> **Problem details**
Read the listing and extract each line that includes the word "styles".
______________________________
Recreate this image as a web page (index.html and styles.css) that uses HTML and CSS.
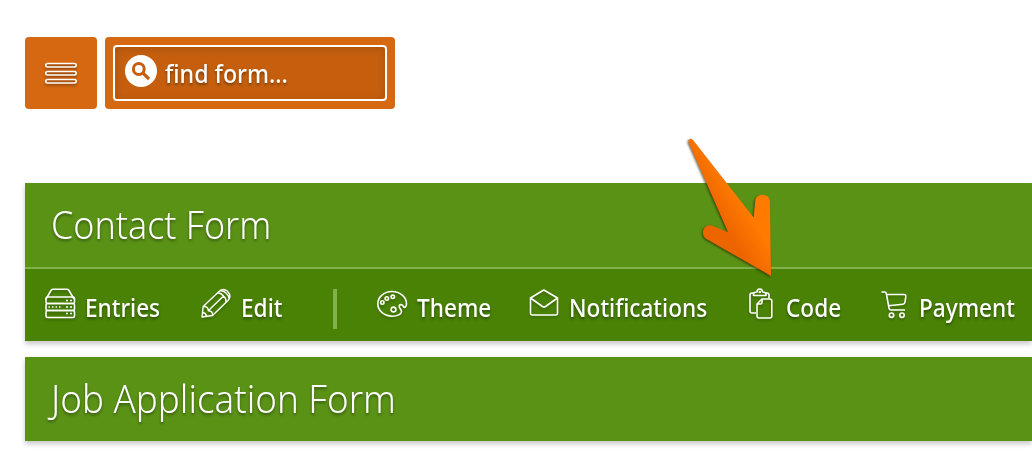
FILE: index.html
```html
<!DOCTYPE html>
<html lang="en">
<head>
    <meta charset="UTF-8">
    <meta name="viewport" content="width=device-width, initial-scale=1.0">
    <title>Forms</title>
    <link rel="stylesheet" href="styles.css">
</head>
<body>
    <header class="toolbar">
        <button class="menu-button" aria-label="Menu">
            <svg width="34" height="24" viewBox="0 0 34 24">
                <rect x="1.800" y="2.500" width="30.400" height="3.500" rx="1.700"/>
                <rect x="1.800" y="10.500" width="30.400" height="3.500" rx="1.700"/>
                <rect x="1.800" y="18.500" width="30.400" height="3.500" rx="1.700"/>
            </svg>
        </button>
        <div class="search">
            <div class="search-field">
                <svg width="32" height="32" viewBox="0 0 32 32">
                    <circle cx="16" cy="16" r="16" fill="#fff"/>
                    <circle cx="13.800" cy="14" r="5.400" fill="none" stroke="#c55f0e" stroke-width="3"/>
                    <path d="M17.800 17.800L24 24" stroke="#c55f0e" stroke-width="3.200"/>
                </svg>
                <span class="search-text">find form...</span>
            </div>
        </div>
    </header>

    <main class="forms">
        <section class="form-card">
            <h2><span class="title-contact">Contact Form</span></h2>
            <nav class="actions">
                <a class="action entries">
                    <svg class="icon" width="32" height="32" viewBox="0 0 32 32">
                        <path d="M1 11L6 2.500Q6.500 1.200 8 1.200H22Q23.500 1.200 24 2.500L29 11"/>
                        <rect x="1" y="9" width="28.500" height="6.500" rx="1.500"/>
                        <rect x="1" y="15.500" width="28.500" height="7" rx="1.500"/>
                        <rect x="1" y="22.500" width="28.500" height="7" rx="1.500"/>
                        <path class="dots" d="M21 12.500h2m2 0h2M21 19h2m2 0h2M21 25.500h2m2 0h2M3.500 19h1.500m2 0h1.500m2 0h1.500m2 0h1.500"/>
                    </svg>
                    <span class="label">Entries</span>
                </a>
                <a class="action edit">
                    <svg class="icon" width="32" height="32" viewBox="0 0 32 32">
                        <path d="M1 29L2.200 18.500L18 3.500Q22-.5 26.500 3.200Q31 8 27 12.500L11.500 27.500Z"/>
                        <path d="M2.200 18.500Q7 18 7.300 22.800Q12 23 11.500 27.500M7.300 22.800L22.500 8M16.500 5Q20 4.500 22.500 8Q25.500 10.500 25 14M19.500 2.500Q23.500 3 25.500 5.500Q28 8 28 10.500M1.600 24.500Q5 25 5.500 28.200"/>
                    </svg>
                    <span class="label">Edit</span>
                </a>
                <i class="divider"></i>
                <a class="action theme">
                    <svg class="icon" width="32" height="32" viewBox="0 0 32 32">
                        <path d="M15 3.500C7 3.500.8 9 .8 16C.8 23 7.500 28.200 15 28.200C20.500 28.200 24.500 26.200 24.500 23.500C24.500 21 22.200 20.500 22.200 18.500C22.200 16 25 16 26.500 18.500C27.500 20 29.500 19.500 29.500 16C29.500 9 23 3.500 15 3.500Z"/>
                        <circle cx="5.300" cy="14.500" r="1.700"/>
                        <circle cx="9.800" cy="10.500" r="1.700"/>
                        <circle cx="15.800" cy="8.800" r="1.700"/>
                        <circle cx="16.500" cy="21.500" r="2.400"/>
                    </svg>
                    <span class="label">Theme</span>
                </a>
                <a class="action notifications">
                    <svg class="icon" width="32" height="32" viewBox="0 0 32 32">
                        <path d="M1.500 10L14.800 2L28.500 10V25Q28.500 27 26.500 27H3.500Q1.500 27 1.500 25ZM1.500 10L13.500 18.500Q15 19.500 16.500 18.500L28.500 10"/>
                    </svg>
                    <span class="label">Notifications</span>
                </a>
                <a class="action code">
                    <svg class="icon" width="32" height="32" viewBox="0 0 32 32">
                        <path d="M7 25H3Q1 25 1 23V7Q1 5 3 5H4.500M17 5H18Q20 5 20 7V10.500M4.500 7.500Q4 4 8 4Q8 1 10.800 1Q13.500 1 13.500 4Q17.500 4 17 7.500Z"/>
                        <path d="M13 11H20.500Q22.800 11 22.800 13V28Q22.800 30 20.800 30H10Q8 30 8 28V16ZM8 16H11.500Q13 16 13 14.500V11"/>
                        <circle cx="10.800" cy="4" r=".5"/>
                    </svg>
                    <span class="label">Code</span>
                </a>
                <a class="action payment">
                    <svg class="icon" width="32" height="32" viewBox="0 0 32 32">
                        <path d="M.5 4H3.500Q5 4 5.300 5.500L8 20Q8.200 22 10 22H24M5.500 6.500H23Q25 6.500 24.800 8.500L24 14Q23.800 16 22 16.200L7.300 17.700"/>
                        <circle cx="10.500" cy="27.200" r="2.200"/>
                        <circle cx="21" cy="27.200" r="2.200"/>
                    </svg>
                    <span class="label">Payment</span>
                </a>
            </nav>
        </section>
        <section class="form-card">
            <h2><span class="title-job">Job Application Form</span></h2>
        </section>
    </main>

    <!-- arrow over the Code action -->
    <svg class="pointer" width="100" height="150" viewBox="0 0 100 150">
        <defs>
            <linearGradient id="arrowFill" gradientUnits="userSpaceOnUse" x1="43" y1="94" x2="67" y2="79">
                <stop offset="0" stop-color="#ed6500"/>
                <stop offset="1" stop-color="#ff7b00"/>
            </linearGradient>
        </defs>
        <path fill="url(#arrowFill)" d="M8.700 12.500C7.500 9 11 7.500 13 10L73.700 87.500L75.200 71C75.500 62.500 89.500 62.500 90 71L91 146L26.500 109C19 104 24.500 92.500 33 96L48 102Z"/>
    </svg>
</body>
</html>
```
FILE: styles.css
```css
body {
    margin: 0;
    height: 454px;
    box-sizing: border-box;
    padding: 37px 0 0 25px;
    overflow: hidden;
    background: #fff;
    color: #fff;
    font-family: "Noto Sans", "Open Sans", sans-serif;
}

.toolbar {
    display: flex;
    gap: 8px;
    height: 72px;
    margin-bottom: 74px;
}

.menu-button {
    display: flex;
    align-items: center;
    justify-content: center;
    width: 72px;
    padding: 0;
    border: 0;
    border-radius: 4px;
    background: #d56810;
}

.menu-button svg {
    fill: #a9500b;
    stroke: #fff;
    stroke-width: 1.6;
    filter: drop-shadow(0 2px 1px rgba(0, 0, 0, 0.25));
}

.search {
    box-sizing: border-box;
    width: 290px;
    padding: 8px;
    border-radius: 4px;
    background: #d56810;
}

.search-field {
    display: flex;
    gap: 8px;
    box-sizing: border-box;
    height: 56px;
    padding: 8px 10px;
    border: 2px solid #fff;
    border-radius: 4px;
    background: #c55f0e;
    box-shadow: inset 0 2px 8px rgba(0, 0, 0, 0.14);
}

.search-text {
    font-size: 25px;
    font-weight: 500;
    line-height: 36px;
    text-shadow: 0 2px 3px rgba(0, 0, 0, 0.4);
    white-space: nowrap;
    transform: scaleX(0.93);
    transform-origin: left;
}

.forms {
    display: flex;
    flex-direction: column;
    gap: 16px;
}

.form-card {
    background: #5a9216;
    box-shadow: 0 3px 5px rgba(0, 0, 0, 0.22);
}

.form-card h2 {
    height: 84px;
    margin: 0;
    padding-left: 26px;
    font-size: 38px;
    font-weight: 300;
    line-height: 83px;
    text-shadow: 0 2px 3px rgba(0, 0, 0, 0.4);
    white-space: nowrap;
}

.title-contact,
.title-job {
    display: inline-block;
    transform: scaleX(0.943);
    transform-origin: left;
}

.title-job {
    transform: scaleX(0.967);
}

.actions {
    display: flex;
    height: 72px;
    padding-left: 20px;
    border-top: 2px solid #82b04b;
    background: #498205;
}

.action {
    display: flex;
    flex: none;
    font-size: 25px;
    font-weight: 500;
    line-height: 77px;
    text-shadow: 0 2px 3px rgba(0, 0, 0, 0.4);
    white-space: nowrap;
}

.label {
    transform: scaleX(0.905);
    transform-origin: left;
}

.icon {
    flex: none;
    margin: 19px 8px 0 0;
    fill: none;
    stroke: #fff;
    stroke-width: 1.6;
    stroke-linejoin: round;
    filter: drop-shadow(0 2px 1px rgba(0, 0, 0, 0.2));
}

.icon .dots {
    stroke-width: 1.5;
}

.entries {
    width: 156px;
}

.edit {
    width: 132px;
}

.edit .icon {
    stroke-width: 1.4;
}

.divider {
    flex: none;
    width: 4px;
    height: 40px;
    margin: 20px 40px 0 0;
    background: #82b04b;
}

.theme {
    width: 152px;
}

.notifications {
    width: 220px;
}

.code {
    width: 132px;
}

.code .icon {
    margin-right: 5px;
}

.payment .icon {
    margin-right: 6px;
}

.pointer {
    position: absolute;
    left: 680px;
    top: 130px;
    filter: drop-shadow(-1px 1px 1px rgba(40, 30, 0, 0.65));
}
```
______________________________
> **Expected answer**
Recreate this image as a web page (index.html and styles.css) that uses HTML and CSS.
    <link rel="stylesheet" href="styles.css">
FILE: styles.css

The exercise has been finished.